→ WHAT IS EXPECTED
Skip the pictures, please, and write out exactly the lines from the opening of the data through the line containing "string; percent: string;".

════════

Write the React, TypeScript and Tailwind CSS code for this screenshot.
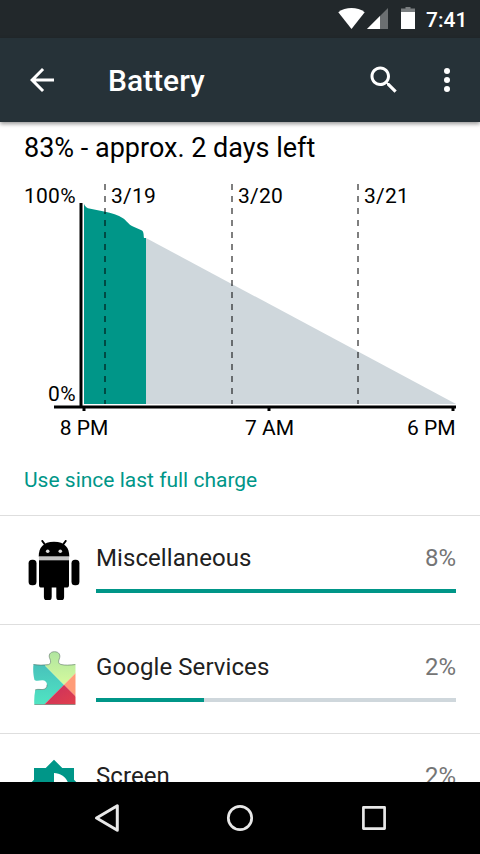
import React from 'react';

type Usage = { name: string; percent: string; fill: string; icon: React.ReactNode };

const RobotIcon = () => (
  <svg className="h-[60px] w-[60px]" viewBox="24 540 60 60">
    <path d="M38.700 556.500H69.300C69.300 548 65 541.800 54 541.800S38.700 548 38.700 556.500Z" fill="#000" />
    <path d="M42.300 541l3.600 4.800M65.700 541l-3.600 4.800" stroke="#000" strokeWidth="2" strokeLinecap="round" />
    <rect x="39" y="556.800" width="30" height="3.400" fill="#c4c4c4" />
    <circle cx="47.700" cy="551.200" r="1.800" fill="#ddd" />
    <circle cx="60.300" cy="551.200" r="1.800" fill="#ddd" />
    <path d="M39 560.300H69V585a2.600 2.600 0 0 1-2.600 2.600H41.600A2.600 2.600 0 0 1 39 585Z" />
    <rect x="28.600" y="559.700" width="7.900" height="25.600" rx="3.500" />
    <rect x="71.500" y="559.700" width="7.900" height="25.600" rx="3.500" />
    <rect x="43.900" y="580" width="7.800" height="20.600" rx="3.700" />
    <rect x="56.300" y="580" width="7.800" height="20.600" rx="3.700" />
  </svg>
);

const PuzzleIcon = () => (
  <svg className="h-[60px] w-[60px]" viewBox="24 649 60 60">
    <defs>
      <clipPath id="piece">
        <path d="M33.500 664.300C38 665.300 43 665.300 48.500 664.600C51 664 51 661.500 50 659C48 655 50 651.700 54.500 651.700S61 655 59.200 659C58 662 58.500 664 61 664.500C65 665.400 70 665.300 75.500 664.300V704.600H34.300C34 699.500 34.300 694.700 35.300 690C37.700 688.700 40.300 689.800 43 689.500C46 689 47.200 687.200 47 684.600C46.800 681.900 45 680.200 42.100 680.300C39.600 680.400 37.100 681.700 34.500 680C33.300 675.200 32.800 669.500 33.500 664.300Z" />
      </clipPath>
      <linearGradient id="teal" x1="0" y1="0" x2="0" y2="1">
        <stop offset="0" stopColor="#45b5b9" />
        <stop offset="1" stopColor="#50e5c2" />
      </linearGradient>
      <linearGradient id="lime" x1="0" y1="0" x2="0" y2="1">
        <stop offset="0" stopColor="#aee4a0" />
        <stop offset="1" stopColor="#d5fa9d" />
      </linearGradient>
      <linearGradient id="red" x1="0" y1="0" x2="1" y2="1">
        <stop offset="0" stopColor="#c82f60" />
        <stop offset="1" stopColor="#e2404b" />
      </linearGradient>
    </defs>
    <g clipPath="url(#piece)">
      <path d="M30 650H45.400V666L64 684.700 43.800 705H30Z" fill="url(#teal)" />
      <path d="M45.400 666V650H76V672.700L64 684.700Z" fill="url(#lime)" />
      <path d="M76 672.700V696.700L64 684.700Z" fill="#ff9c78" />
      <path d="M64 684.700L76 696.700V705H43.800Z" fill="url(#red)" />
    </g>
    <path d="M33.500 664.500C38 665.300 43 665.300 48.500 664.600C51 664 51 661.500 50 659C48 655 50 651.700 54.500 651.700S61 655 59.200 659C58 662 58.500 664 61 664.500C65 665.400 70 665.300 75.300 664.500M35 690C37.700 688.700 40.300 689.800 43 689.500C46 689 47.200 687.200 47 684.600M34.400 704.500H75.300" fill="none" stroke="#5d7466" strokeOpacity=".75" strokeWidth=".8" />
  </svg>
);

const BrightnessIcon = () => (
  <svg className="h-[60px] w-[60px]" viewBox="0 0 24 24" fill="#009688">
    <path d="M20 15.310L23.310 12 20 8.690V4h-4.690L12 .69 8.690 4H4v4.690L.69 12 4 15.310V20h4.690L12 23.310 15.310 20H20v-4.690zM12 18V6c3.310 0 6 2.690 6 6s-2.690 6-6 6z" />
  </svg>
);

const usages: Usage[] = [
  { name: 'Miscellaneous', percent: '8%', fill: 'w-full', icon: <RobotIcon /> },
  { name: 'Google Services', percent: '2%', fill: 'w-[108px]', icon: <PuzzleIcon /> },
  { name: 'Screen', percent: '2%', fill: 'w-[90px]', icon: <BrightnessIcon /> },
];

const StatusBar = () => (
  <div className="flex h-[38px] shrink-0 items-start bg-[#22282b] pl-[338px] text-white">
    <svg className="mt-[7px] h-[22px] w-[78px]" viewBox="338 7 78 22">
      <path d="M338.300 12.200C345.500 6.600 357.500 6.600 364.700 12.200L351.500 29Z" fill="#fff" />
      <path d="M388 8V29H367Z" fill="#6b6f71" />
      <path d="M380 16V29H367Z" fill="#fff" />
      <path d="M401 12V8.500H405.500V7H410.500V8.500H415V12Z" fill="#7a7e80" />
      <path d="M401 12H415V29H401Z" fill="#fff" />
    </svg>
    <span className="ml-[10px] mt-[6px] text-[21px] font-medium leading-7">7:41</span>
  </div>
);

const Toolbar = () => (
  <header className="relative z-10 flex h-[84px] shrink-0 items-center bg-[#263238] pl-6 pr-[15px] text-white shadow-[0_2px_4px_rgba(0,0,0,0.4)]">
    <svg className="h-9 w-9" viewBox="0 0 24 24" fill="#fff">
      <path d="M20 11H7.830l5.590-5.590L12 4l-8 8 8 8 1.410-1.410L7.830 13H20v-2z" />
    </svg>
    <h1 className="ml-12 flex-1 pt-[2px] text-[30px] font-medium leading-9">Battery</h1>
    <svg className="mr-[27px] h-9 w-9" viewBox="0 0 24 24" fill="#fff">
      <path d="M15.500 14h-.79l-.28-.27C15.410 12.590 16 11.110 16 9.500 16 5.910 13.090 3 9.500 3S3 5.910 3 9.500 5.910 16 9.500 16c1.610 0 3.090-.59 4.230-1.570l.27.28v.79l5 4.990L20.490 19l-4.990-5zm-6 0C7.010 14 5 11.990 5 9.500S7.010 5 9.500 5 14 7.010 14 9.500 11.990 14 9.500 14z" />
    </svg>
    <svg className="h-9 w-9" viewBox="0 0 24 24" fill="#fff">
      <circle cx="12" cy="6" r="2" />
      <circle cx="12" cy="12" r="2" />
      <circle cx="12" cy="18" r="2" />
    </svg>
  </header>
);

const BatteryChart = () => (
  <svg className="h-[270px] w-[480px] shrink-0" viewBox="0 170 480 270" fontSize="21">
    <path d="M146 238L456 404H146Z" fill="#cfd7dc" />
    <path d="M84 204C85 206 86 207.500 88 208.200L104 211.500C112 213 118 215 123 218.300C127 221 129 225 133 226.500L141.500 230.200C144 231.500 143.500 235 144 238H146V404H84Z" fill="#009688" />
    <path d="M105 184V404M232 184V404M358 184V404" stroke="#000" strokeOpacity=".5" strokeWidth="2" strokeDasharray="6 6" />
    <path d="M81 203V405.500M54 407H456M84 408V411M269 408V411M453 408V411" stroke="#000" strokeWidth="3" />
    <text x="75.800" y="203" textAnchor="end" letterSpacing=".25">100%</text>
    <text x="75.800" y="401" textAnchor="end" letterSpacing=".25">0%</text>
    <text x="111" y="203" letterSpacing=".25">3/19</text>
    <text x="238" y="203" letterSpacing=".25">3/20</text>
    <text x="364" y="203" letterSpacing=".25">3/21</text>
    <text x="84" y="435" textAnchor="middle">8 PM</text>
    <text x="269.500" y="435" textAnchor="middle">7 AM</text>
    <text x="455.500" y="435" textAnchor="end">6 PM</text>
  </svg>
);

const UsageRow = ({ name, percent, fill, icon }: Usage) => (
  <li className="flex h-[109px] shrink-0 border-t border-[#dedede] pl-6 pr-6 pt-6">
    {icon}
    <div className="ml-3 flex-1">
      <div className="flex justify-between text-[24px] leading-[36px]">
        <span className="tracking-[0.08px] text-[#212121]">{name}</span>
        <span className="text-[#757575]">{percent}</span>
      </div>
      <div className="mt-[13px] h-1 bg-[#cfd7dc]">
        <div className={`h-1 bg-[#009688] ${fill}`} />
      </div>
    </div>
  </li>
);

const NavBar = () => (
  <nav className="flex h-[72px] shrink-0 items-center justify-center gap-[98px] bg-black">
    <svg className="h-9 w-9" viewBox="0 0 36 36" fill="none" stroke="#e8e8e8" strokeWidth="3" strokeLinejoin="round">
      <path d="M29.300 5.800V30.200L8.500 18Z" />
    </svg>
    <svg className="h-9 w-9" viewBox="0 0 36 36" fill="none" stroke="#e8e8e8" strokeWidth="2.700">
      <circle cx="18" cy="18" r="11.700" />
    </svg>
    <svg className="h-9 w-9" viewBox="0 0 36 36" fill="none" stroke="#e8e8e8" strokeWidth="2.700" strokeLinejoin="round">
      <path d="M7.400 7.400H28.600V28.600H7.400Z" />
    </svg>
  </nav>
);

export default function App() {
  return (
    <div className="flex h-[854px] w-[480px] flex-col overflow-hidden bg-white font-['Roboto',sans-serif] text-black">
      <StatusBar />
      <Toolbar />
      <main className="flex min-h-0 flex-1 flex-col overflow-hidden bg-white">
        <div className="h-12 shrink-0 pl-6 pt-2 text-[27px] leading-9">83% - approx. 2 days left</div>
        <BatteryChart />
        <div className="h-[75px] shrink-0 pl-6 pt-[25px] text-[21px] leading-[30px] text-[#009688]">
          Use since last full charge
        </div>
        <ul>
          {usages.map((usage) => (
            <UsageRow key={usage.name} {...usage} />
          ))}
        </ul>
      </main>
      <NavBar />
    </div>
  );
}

════════

→ CORRECT RESULT
Write the React, TypeScript and Tailwind CSS code for this screenshot.
import React from 'react';

type Usage = { name: string; percent: string; fill: string; icon: React.ReactNode };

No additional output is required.